I do hold it against schools that they often try to “put down” students in a way attempted only by the bossiest, most overbearing, capitalist employers, and do it through a range of demeaning and harassing punishments.

Teenagers generally prefer capitalist work discipline, in their part-time jobs, to school discipline, because capitalist work discipline treats them with more respect.

Other methods are possible in schools. In other countries, although there is still too much petty discipline, many schools have systems which explicitly reject punishment. They “work” at least as well as the punishment-based systems current in Britain.

In some countries, teachers are not allowed to send a student out of a classroom to stand in a corridor. In Britain it’s routine. Many schools reject detentions. In Britain they are routine. When my daughters, brought up in Australia, spent time in a British school, they were shocked to find collective punishment there: because my younger daughter’s class was reckoned ill-behaved, the class had to carry a class report card, and since my daughter was reckoned well-behaved, she got the penalty — having to carry the card and get it ticked by teachers.

No group of workers with self-respect, let alone union organisation, would tolerate those methods. Imagine being sent out of the workshop to stand in the yard. Or having to carry your work-team’s report card and get it signed off by the manager. Or having to stay after work for an hour because of some misdeed.

Schools should instill work discipline, but they should also instill a sense of the rights of collective resistance to limit and civilise that discipline.

They do not do that. Instead, they train young people in the idea that they are chronically, habitually “badly behaved” — and simultaneously train them in methods of individual resistance or dodging the system. Since the punishments are limited, schools often see individual students “getting away with things” — but rarely students being able by collective action to correct or redirect their teachers.

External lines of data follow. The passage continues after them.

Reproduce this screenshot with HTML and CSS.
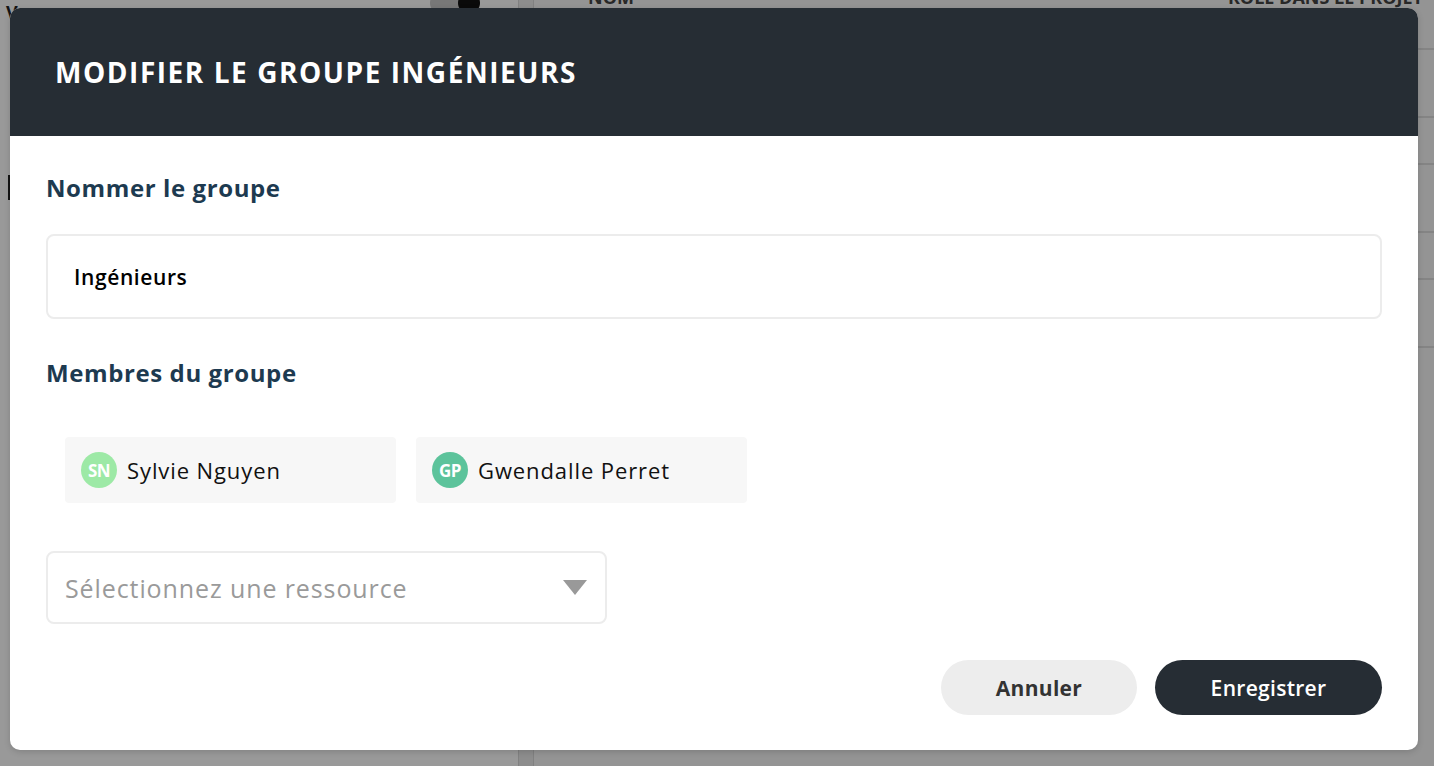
FILE: index.html
```html
<!DOCTYPE html>
<html lang="fr">
<head>
    <meta charset="UTF-8">
    <meta name="viewport" content="width=device-width, initial-scale=1.0">
    <title>Modifier le groupe</title>
    <link rel="stylesheet" href="styles.css">
</head>
<body>
    <div class="page">
        <div class="sidebar">
            <div class="sidebar-top">
                <span class="sidebar-v">V</span>
                <div class="team">
                    <span class="dot"></span>
                    <span class="dot"></span>
                    <span class="dot dark"></span>
                </div>
            </div>
            <div class="sidebar-mark"></div>
        </div>
        <div class="divider"></div>
        <div class="main">
            <div class="table-head">
                <span class="col-name">NOM</span>
                <span class="col-role">RÔLE DANS LE PROJET</span>
            </div>
            <div class="row tall"></div>
            <div class="row"></div>
            <div class="row tall"></div>
            <div class="row"></div>
            <div class="row tall"></div>
        </div>
    </div>

    <div class="overlay">
        <div class="modal">
            <div class="modal-header">
                <h1>Modifier le groupe Ingénieurs</h1>
            </div>
            <div class="modal-body">
                <label class="field-label">Nommer le groupe</label>
                <div class="text-input">Ingénieurs</div>

                <label class="field-label members-label">Membres du groupe</label>
                <div class="members">
                    <div class="member">
                        <span class="avatar sn">SN</span>
                        <span class="member-name">Sylvie Nguyen</span>
                    </div>
                    <div class="member">
                        <span class="avatar gp">GP</span>
                        <span class="member-name">Gwendalle Perret</span>
                    </div>
                </div>

                <div class="select">
                    <span class="placeholder">Sélectionnez une ressource</span>
                    <span class="caret"></span>
                </div>

                <div class="actions">
                    <button class="btn btn-cancel">Annuler</button>
                    <button class="btn btn-save">Enregistrer</button>
                </div>
            </div>
        </div>
    </div>
</body>
</html>
```

FILE: styles.css
```css
body {
    margin: 0;
    font-family: "Open Sans", "Liberation Sans", sans-serif;
    width: 1434px;
    height: 766px;
    overflow: hidden;
    position: relative;
    background-color: #f2f2f2;
}

/* page behind the modal */
.page {
    display: flex;
    height: 766px;
}

.sidebar {
    width: 518px;
    background-color: #ffffff;
}

.sidebar-top {
    display: flex;
    justify-content: space-between;
    align-items: flex-start;
    padding: 0 38px 0 6px;
    height: 30px;
}

.sidebar-v {
    font-weight: 700;
    font-size: 18px;
    color: #222;
}

.team {
    display: flex;
    margin-top: -8px;
}

.dot {
    width: 22px;
    height: 22px;
    border-radius: 50%;
    background-color: #c8c8c8;
    margin-left: -8px;
}

.dot.dark {
    background-color: #111;
}

.sidebar-mark {
    margin-top: 145px;
    width: 3px;
    height: 25px;
    margin-left: 8px;
    background-color: #222;
}

.divider {
    width: 14px;
    background-color: #ebebeb;
    border-left: 1px solid #d8d8d8;
    border-right: 1px solid #d8d8d8;
}

.main {
    flex: 1;
    background-color: #f7f7f7;
}

.table-head {
    display: flex;
    height: 48px;
    border-bottom: 2px solid #ddd;
    align-items: flex-start;
    font-weight: 700;
    font-size: 18px;
    line-height: 18px;
    color: #444;
}

.table-head span {
    margin-top: -12px;
    white-space: nowrap;
}

.col-name {
    margin-left: 54px;
}

.col-role {
    margin-left: 594px;
}

.row {
    height: 45px;
    border-bottom: 2px solid #ddd;
}

.row.tall {
    height: 66px;
}

/* modal */
.overlay {
    position: absolute;
    top: 0;
    left: 0;
    right: 0;
    bottom: 0;
    background-color: rgba(0, 0, 0, 0.4);
    padding: 8px 16px 16px 10px;
}

.modal {
    background-color: #fff;
    border-radius: 10px;
    overflow: hidden;
    height: 742px;
    box-shadow: 0 2px 6px rgba(0, 0, 0, 0.15);
}

.modal-header {
    background-color: #262d34;
    height: 128px;
    display: flex;
    align-items: center;
    padding-left: 45px;
}

.modal-header h1 {
    margin: 0;
    color: #fff;
    font-size: 28px;
    font-weight: 700;
    text-transform: uppercase;
    letter-spacing: 1.55px;
}

.modal-body {
    padding: 37px 36px 0 36px;
}

.field-label {
    display: block;
    font-size: 24px;
    line-height: 30px;
    font-weight: 700;
    letter-spacing: 0.6px;
    color: #1d3a50;
}

.text-input {
    margin-top: 31px;
    height: 81px;
    border: 2px solid #ececec;
    border-radius: 8px;
    padding-left: 26px;
    display: flex;
    align-items: center;
    font-size: 21px;
    font-weight: 600;
    letter-spacing: 0.6px;
    color: #000;
}

.members-label {
    margin-top: 39px;
}

.members {
    display: flex;
    gap: 20px;
    margin-top: 49px;
    padding-left: 19px;
}

.member {
    width: 315px;
    height: 66px;
    background-color: #f7f7f7;
    border-radius: 4px;
    display: flex;
    align-items: center;
    padding-left: 16px;
    gap: 10px;
}

.avatar {
    width: 36px;
    height: 36px;
    border-radius: 50%;
    color: #fff;
    font-size: 17px;
    font-weight: 700;
    letter-spacing: -0.5px;
    display: flex;
    align-items: center;
    justify-content: center;
}

.avatar.sn {
    background-color: #9de9a6;
}

.avatar.gp {
    background-color: #5cc39b;
}

.member-name {
    font-size: 22px;
    letter-spacing: 0.9px;
    color: #111;
}

.select {
    margin-top: 48px;
    width: 522px;
    height: 69px;
    border: 2px solid #ececec;
    border-radius: 8px;
    display: flex;
    align-items: center;
    justify-content: space-between;
    padding: 0 18px 0 17px;
}

.placeholder {
    font-size: 25px;
    letter-spacing: 0.9px;
    color: #9a9a9a;
}

.caret {
    width: 0;
    height: 0;
    border-left: 12px solid transparent;
    border-right: 12px solid transparent;
    border-top: 15px solid #999;
}

.actions {
    display: flex;
    justify-content: flex-end;
    gap: 18px;
    margin-top: 36px;
}

.btn {
    height: 55px;
    border: none;
    border-radius: 28px;
    font-family: inherit;
    font-size: 21px;
    font-weight: 700;
    letter-spacing: 0.3px;
    cursor: pointer;
}

.btn-cancel {
    width: 196px;
    background-color: #ededed;
    color: #333;
}

.btn-save {
    width: 227px;
    background-color: #262d34;
    color: #fff;
    font-weight: 600;
}
```
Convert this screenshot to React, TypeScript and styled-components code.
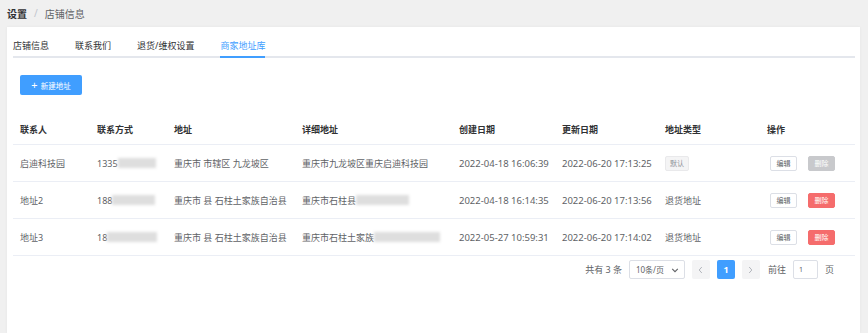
import React from "react";
import styled, { createGlobalStyle } from "styled-components";

const GlobalStyle = createGlobalStyle`
  html, body {
    margin: 0;
    padding: 0;
    background: #f0f0f0;
    font-family: "Noto Sans", "Noto Sans CJK SC", sans-serif;
    color: #606266;
  }
  #root {
    height: 333px;
    overflow: hidden;
  }
`;

type Row = {
  name: string;
  phone: string;
  phoneBlur: number;
  region: string;
  detail: string;
  detailBlur: number;
  created: string;
  updated: string;
  isDefault: boolean;
};

const rows: Row[] = [
  {
    name: "启迪科技园",
    phone: "1335",
    phoneBlur: 38,
    region: "重庆市 市辖区 九龙坡区",
    detail: "重庆市九龙坡区重庆启迪科技园",
    detailBlur: 0,
    created: "2022-04-18 16:06:39",
    updated: "2022-06-20 17:13:25",
    isDefault: true,
  },
  {
    name: "地址2",
    phone: "188",
    phoneBlur: 43,
    region: "重庆市 县 石柱土家族自治县",
    detail: "重庆市石柱县",
    detailBlur: 53,
    created: "2022-04-18 16:14:35",
    updated: "2022-06-20 17:13:56",
    isDefault: false,
  },
  {
    name: "地址3",
    phone: "18",
    phoneBlur: 50,
    region: "重庆市 县 石柱土家族自治县",
    detail: "重庆市石柱土家族",
    detailBlur: 66,
    created: "2022-05-27 10:59:31",
    updated: "2022-06-20 17:14:02",
    isDefault: false,
  },
];

const columns = [
  { title: "联系人", width: 77 },
  { title: "联系方式", width: 77 },
  { title: "地址", width: 128 },
  { title: "详细地址", width: 157 },
  { title: "创建日期", width: 103 },
  { title: "更新日期", width: 103 },
  { title: "地址类型", width: 102 },
  { title: "操作", width: 95 },
];

const gridCols = columns.map((c) => `${c.width}px`).join(" ");

export default function App() {
  return (
    <>
      <GlobalStyle />
      <Page>
        <Breadcrumb>
          <strong>设置</strong>
          <span className="sep">/</span>
          <span>店铺信息</span>
        </Breadcrumb>

        <Card>
          <Tabs>
            <Tab>店铺信息</Tab>
            <Tab>联系我们</Tab>
            <Tab>退货/维权设置</Tab>
            <Tab $active>商家地址库</Tab>
          </Tabs>

          <Toolbar>
            <PrimaryButton>
              <span className="plus">+</span>
              新建地址
            </PrimaryButton>
          </Toolbar>

          <Table>
            <HeadRow>
              {columns.map((c) => (
                <HeadCell key={c.title}>{c.title}</HeadCell>
              ))}
            </HeadRow>
            {rows.map((r) => (
              <BodyRow key={r.name}>
                <Cell>{r.name}</Cell>
                <Cell>
                  {r.phone}
                  <Blur $w={r.phoneBlur} />
                </Cell>
                <Cell>{r.region}</Cell>
                <Cell>
                  {r.detail}
                  {r.detailBlur > 0 && <Blur $w={r.detailBlur} />}
                </Cell>
                <Cell $num>{r.created}</Cell>
                <Cell $num>{r.updated}</Cell>
                <Cell>{r.isDefault ? <Tag>默认</Tag> : "退货地址"}</Cell>
                <Cell>
                  <Actions>
                    <SmallButton>编辑</SmallButton>
                    <SmallButton $danger $disabled={r.isDefault}>
                      删除
                    </SmallButton>
                  </Actions>
                </Cell>
              </BodyRow>
            ))}
          </Table>

          <Pager>
            <span>共有 3 条</span>
            <SizeSelect>
              <span>10条/页</span>
              <svg width="8" height="8" viewBox="0 0 10 10">
                <path d="M1.5 3.5 L5 7 L8.5 3.5" fill="none" stroke="#606266" strokeWidth="1.4" />
              </svg>
            </SizeSelect>
            <PageBtn>
              <svg width="7" height="8" viewBox="0 0 10 12">
                <path d="M7 1.5 L3 6 L7 10.5" fill="none" stroke="#a8abb2" strokeWidth="1.3" />
              </svg>
            </PageBtn>
            <PageBtn $active>1</PageBtn>
            <PageBtn>
              <svg width="7" height="8" viewBox="0 0 10 12">
                <path d="M3 1.5 L7 6 L3 10.5" fill="none" stroke="#a8abb2" strokeWidth="1.3" />
              </svg>
            </PageBtn>
            <span className="goto">前往</span>
            <JumpInput>1</JumpInput>
            <span>页</span>
          </Pager>
        </Card>
      </Page>
    </>
  );
}

const Page = styled.div`
  display: flex;
  flex-direction: column;
  height: 333px;
`;

const Breadcrumb = styled.div`
  height: 27px;
  display: flex;
  align-items: center;
  padding-left: 7px;
  padding-bottom: 1px;
  box-sizing: border-box;
  font-size: 10px;
  color: #606266;

  strong {
    color: #303133;
    font-weight: 700;
  }
  .sep {
    color: #c0c4cc;
    margin: 0 7px;
  }
`;

const Card = styled.div`
  flex: 1;
  background: #fff;
  margin: 0 8px 0 7px;
  padding: 8px 5px 0 6px;
  box-shadow: 0 0 3px rgba(0, 0, 0, 0.05);
`;

const Tabs = styled.div`
  display: flex;
  height: 23px;
  border-bottom: 2px solid #e4e7ed;
  box-sizing: border-box;
`;

const Tab = styled.div<{ $active?: boolean }>`
  position: relative;
  padding: 0 13px;
  font-size: 9px;
  line-height: 21px;
  color: ${({ $active }) => ($active ? "#409eff" : "#303133")};

  &:first-child {
    padding-left: 0;
  }

  &::after {
    content: "";
    display: ${({ $active }) => ($active ? "block" : "none")};
    position: absolute;
    left: 13px;
    right: 13px;
    bottom: -2px;
    height: 2px;
    background: #409eff;
  }
`;

const Toolbar = styled.div`
  display: flex;
  padding: 17px 0 0 7px;
  height: 20px;
`;

const PrimaryButton = styled.button`
  display: flex;
  align-items: center;
  justify-content: center;
  gap: 3px;
  width: 62px;
  height: 20px;
  padding: 0;
  border: none;
  border-radius: 2px;
  background: #409eff;
  color: #fff;
  font-family: inherit;
  font-size: 7.5px;

  .plus {
    font-size: 11px;
    line-height: 1;
    margin-top: -1px;
  }
`;

const Table = styled.div`
  margin-top: 19px;
  display: flex;
  flex-direction: column;
`;

const HeadRow = styled.div`
  display: grid;
  grid-template-columns: ${gridCols};
  height: 31px;
  border-bottom: 1px solid #ebeef5;
  box-sizing: border-box;
`;

const HeadCell = styled.div`
  display: flex;
  align-items: center;
  padding-left: 7px;
  font-size: 9px;
  font-weight: 700;
  color: #303133;
`;

const BodyRow = styled.div`
  display: grid;
  grid-template-columns: ${gridCols};
  height: 37px;
  border-bottom: 1px solid #ebeef5;
  box-sizing: border-box;
`;

const Cell = styled.div<{ $num?: boolean }>`
  display: flex;
  align-items: center;
  padding-left: 7px;
  font-size: ${({ $num }) => ($num ? "9.5px" : "9px")};
  color: #606266;
  white-space: nowrap;
`;

const Blur = styled.span<{ $w: number }>`
  display: inline-block;
  width: ${({ $w }) => $w}px;
  height: 10px;
  background: #dedede;
  filter: blur(1.5px);
`;

const Tag = styled.span`
  display: inline-flex;
  align-items: center;
  padding: 0 4px;
  height: 15px;
  font-size: 7px;
  color: #909399;
  background: #f4f4f5;
  border: 1px solid #e9e9eb;
  border-radius: 2px;
  box-sizing: border-box;
`;

const Actions = styled.div`
  display: flex;
  gap: 11px;
  padding-left: 3px;
`;

const SmallButton = styled.button<{ $danger?: boolean; $disabled?: boolean }>`
  width: 27px;
  height: 15px;
  padding: 0;
  font-family: inherit;
  font-size: 7px;
  border-radius: 2px;
  box-sizing: border-box;
  border: 1px solid
    ${({ $danger, $disabled }) => ($disabled ? "#c8c9cc" : $danger ? "#f56c6c" : "#dcdfe6")};
  background: ${({ $danger, $disabled }) => ($disabled ? "#c8c9cc" : $danger ? "#f56c6c" : "#fff")};
  color: ${({ $danger }) => ($danger ? "#fff" : "#606266")};
`;

const Pager = styled.div`
  display: flex;
  justify-content: flex-end;
  align-items: center;
  gap: 7px;
  padding: 4px 21px 0 0;
  font-size: 9px;
  color: #606266;

  .goto {
    margin-left: 1px;
  }
`;

const SizeSelect = styled.div`
  display: flex;
  align-items: center;
  justify-content: space-between;
  width: 56px;
  height: 19px;
  padding: 0 5px 0 6px;
  border: 1px solid #dcdfe6;
  border-radius: 2px;
  box-sizing: border-box;
  font-size: 8px;
`;

const PageBtn = styled.div<{ $active?: boolean }>`
  display: flex;
  align-items: center;
  justify-content: center;
  width: 18px;
  height: 19px;
  border-radius: 2px;
  font-size: 9px;
  font-weight: 700;
  background: ${({ $active }) => ($active ? "#409eff" : "#f4f4f5")};
  color: ${({ $active }) => ($active ? "#fff" : "#606266")};
`;

const JumpInput = styled.div`
  display: flex;
  align-items: center;
  width: 25px;
  height: 19px;
  padding-left: 5px;
  border: 1px solid #dcdfe6;
  border-radius: 2px;
  box-sizing: border-box;
  font-size: 7px;
`;
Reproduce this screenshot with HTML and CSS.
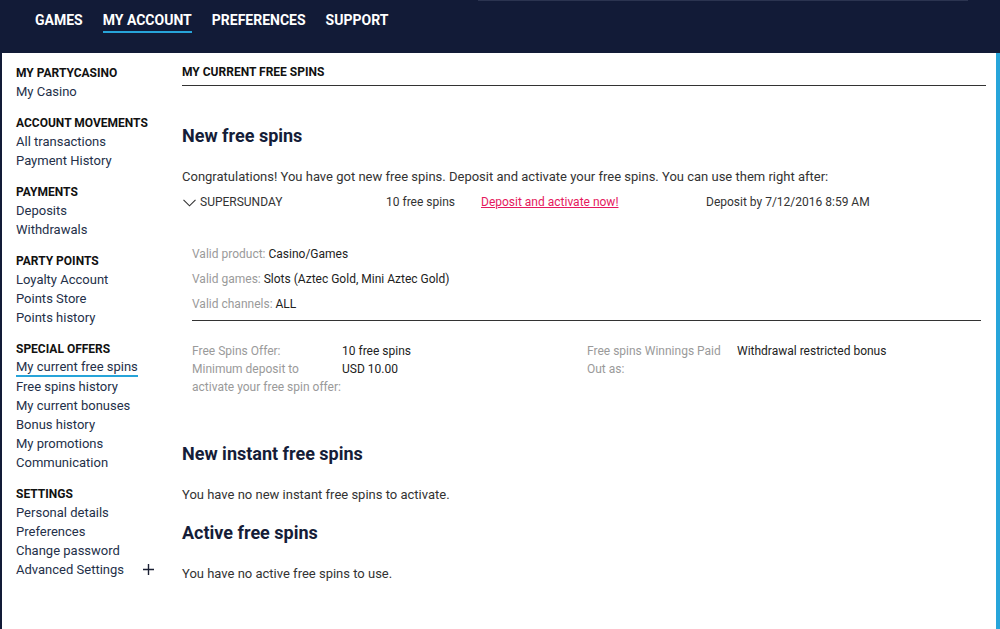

Schools cannot be complete democracies. For students to vote on which of two chunks of knowledge, both unknown to them, they should study, would be sham democracy. An orchestra cannot play if the violinists or the drummers are heckling the conductor or trying to set a different tempo; a teacher must be able to manage the classroom.

But schools can and should be much more democratic than they are, with real student control over many details of school life.

Number two: an end to uniforms and strict dress codes.

Uniforms are a major part of the petty harassment school students face. And easily avoidable: in France, Germany, the USA, school uniforms are rare. Students have the right to dress as they wish — as workers do in most jobs where a uniform has no practical justification.

Some people defend school uniforms on the grounds that without uniforms students will compete to wear the most expensive designer clothes. There are four answers to this argument.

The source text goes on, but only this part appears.